__Data to use__
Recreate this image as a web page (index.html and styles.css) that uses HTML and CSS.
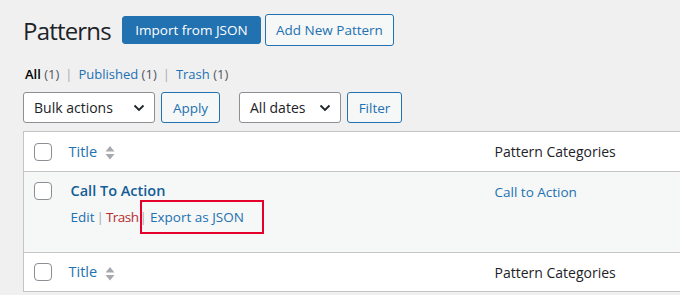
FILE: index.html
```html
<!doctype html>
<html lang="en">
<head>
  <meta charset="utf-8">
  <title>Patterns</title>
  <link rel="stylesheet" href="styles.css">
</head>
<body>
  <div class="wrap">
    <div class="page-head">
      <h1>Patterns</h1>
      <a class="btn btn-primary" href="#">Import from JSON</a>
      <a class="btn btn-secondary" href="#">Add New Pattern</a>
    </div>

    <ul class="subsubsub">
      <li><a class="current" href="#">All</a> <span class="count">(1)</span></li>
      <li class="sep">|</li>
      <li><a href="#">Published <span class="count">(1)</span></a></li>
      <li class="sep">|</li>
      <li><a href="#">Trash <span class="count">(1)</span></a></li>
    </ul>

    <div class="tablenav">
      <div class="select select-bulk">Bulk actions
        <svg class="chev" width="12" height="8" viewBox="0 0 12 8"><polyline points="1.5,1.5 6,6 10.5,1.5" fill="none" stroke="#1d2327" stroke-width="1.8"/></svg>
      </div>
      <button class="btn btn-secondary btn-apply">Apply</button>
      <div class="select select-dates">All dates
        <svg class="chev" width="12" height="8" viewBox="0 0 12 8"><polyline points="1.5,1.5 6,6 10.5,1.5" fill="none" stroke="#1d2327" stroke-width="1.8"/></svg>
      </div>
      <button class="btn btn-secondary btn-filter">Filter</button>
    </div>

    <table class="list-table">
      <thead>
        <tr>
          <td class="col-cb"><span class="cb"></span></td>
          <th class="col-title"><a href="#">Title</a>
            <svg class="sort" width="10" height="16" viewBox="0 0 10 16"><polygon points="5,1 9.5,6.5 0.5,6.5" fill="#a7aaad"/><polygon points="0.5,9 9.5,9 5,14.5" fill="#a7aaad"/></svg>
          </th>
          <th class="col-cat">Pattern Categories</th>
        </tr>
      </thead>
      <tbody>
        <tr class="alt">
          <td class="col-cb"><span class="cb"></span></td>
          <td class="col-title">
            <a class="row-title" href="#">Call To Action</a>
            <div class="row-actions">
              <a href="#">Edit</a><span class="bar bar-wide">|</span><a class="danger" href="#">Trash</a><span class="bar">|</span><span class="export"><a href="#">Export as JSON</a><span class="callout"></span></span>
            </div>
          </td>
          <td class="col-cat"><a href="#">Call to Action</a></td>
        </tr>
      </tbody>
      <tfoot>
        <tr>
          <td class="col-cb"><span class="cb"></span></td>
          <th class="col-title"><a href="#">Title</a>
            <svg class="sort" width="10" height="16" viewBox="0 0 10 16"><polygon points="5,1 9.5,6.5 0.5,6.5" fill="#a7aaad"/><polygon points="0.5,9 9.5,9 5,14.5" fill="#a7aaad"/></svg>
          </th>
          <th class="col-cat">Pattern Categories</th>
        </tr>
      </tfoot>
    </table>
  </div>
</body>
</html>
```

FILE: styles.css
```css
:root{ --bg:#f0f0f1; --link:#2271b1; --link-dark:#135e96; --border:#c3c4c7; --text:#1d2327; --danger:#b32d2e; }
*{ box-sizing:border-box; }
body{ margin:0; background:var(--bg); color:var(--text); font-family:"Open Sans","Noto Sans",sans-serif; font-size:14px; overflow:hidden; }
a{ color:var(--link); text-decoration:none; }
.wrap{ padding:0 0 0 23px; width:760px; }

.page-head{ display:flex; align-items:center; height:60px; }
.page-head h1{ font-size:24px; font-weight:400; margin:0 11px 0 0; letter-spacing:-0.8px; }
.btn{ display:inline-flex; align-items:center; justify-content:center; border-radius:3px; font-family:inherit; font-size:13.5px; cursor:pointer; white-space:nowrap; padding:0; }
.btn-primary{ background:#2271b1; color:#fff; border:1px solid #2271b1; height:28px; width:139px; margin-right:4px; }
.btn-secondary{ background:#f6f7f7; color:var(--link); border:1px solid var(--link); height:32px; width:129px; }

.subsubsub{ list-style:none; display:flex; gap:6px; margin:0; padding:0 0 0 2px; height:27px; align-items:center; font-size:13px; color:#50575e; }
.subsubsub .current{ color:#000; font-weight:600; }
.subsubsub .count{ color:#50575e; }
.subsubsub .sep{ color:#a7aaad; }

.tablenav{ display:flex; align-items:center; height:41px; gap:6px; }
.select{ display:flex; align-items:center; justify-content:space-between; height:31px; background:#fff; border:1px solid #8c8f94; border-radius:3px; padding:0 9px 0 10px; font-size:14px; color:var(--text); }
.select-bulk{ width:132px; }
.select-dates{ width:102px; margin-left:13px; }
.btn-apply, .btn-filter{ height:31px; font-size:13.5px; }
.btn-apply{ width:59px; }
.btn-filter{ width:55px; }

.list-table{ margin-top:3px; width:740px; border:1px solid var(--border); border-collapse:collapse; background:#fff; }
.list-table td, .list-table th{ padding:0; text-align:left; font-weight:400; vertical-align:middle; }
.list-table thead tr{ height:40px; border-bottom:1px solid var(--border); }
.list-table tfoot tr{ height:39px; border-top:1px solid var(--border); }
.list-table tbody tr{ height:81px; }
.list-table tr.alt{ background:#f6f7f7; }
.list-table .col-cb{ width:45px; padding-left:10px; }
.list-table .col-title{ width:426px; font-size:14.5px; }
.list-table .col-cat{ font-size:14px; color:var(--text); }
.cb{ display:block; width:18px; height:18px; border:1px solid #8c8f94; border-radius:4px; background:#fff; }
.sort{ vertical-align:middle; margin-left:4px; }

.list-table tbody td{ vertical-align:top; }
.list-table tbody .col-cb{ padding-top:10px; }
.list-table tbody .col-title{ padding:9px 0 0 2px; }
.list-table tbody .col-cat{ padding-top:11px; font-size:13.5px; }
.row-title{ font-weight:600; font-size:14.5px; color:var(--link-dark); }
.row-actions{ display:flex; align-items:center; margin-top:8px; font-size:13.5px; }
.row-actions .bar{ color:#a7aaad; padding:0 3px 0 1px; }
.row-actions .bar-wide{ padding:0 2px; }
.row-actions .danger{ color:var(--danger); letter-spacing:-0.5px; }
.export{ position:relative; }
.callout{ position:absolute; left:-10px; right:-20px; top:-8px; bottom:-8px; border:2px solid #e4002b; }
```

---

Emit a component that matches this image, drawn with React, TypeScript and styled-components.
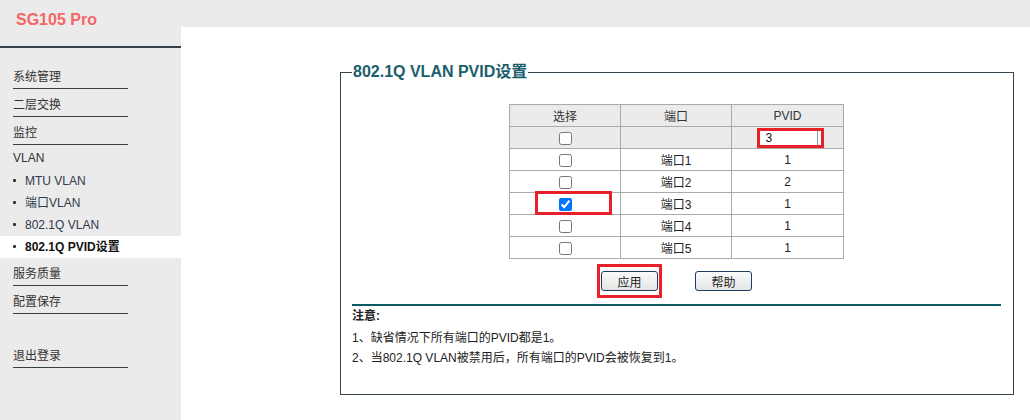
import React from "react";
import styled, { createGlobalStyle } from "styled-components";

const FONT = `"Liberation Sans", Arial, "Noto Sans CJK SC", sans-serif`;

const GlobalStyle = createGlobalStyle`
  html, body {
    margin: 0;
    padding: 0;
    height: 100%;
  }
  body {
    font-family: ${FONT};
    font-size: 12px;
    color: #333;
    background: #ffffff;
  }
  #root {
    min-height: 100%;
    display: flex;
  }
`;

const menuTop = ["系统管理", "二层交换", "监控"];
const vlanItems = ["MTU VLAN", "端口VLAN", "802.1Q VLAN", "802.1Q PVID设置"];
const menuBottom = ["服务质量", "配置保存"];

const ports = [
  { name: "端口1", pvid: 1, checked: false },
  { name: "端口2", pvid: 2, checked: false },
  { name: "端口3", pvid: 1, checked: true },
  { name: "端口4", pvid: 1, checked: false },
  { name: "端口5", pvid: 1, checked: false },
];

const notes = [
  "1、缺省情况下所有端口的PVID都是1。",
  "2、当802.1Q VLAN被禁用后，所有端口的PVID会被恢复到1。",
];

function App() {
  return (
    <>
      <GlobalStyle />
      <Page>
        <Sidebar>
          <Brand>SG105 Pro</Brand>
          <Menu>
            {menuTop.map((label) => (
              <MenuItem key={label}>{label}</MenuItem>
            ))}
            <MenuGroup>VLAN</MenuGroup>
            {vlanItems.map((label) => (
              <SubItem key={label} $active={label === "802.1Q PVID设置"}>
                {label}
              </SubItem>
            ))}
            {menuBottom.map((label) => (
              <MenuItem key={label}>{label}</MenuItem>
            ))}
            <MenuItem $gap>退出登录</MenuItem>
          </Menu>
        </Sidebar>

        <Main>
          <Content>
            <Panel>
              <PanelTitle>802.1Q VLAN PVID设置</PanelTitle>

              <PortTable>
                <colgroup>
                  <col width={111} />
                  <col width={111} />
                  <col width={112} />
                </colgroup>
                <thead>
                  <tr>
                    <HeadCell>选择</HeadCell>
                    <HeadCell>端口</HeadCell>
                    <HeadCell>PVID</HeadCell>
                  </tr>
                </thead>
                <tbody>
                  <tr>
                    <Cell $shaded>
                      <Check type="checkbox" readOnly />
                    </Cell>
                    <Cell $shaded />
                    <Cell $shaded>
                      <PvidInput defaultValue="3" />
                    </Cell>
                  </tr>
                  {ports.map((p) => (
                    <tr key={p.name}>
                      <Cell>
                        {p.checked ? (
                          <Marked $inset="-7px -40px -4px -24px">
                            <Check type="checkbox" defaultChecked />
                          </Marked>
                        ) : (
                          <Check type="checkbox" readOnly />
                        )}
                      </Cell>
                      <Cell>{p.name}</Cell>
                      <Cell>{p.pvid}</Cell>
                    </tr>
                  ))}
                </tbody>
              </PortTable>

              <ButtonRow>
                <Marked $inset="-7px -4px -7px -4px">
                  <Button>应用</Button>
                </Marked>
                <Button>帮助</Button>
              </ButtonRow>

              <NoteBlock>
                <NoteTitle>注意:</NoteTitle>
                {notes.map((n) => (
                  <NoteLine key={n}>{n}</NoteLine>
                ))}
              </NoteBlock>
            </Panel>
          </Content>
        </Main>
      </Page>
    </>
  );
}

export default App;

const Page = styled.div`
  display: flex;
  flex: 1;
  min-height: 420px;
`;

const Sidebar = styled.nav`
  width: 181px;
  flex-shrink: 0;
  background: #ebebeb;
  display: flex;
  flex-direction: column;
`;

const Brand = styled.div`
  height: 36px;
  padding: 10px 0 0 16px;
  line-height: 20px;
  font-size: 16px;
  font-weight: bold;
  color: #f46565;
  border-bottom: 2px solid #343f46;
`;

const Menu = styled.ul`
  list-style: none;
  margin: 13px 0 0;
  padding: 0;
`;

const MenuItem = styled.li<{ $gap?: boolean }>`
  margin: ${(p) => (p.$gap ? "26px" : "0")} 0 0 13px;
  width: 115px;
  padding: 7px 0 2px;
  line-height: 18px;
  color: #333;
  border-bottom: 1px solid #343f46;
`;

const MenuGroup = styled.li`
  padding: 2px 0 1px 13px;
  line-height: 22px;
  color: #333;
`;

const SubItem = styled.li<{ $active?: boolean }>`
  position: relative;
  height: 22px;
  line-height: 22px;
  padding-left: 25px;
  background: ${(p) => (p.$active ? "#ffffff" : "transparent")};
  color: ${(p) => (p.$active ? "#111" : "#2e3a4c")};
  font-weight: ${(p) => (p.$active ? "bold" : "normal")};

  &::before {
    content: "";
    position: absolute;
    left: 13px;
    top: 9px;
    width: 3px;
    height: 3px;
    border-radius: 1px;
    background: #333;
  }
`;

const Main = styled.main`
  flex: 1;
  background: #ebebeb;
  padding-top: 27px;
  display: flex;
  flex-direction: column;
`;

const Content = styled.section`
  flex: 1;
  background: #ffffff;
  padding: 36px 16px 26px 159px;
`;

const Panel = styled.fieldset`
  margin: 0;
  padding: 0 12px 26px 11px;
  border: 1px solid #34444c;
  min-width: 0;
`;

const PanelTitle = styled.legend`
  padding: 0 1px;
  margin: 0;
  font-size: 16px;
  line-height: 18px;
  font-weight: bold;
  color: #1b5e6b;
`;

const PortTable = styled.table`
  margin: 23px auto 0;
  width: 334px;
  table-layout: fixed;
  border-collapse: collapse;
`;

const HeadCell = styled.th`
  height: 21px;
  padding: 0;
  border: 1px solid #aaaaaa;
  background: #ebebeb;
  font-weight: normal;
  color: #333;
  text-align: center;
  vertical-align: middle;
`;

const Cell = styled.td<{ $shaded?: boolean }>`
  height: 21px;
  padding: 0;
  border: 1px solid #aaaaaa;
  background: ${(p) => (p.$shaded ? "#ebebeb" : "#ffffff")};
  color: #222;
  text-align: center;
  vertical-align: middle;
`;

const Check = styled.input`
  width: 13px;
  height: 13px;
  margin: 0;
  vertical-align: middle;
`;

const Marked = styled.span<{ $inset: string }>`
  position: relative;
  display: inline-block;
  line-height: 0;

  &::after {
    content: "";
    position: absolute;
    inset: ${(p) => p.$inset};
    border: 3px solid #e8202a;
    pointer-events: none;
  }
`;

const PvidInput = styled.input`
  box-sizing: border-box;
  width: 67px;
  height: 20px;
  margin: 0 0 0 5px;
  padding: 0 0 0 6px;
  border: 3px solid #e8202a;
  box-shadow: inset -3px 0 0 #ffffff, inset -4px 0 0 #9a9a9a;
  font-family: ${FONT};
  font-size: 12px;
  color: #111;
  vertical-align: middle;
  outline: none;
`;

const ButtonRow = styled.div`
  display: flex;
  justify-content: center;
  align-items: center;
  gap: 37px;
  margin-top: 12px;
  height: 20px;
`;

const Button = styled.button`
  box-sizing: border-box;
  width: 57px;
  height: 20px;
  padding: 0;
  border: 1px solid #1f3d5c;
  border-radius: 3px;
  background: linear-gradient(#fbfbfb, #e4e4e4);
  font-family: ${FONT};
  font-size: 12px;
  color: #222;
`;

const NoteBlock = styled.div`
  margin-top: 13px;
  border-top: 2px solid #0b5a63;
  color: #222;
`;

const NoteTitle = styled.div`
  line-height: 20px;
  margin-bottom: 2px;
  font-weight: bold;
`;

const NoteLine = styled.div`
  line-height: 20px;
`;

==

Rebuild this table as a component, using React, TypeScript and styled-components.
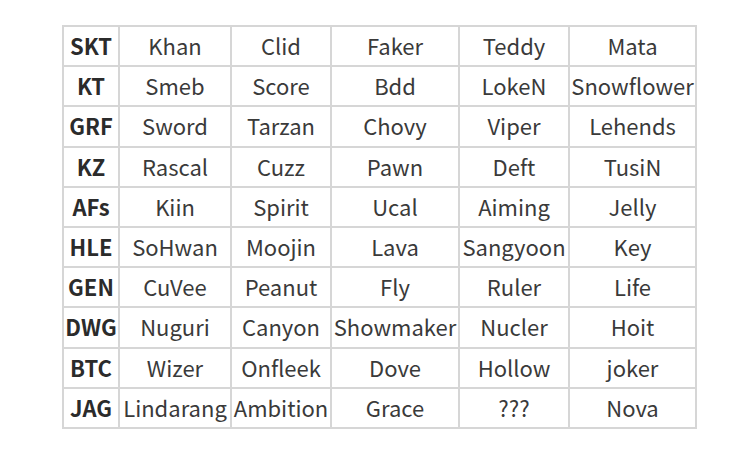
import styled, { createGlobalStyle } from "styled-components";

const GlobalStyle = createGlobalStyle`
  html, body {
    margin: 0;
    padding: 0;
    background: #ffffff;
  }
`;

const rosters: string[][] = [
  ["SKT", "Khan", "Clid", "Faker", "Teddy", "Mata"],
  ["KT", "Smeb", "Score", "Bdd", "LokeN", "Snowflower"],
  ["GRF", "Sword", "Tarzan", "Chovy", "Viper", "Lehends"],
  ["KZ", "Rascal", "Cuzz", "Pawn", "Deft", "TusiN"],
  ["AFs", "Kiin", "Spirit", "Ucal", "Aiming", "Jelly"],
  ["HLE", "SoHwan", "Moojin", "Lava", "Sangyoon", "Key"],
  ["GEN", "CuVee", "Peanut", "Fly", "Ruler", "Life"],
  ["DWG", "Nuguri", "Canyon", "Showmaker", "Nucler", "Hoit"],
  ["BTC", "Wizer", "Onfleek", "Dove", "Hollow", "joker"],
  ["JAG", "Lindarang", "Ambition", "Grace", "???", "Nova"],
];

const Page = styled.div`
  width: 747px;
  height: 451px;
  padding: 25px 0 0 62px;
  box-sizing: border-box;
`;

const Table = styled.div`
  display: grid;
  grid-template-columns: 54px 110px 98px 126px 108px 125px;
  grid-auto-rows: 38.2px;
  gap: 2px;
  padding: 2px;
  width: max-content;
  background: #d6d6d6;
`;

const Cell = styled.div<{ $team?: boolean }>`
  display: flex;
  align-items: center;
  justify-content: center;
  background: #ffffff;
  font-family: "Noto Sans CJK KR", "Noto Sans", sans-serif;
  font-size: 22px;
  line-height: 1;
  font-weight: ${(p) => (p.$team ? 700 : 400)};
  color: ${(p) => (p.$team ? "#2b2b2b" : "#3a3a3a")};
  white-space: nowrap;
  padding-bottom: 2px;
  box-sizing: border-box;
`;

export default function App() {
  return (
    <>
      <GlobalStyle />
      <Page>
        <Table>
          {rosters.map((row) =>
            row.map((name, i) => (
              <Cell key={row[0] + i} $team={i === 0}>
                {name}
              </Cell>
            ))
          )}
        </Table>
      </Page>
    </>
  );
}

__Given request__
Collect every line with the string "components" from the records, and copy each.

__Task answer__
Emit a component that matches this image, drawn with React, TypeScript and styled-components.
import styled, { createGlobalStyle } from "styled-components";
Rebuild this table as a component, using React, TypeScript and styled-components.
import styled, { createGlobalStyle } from "styled-components";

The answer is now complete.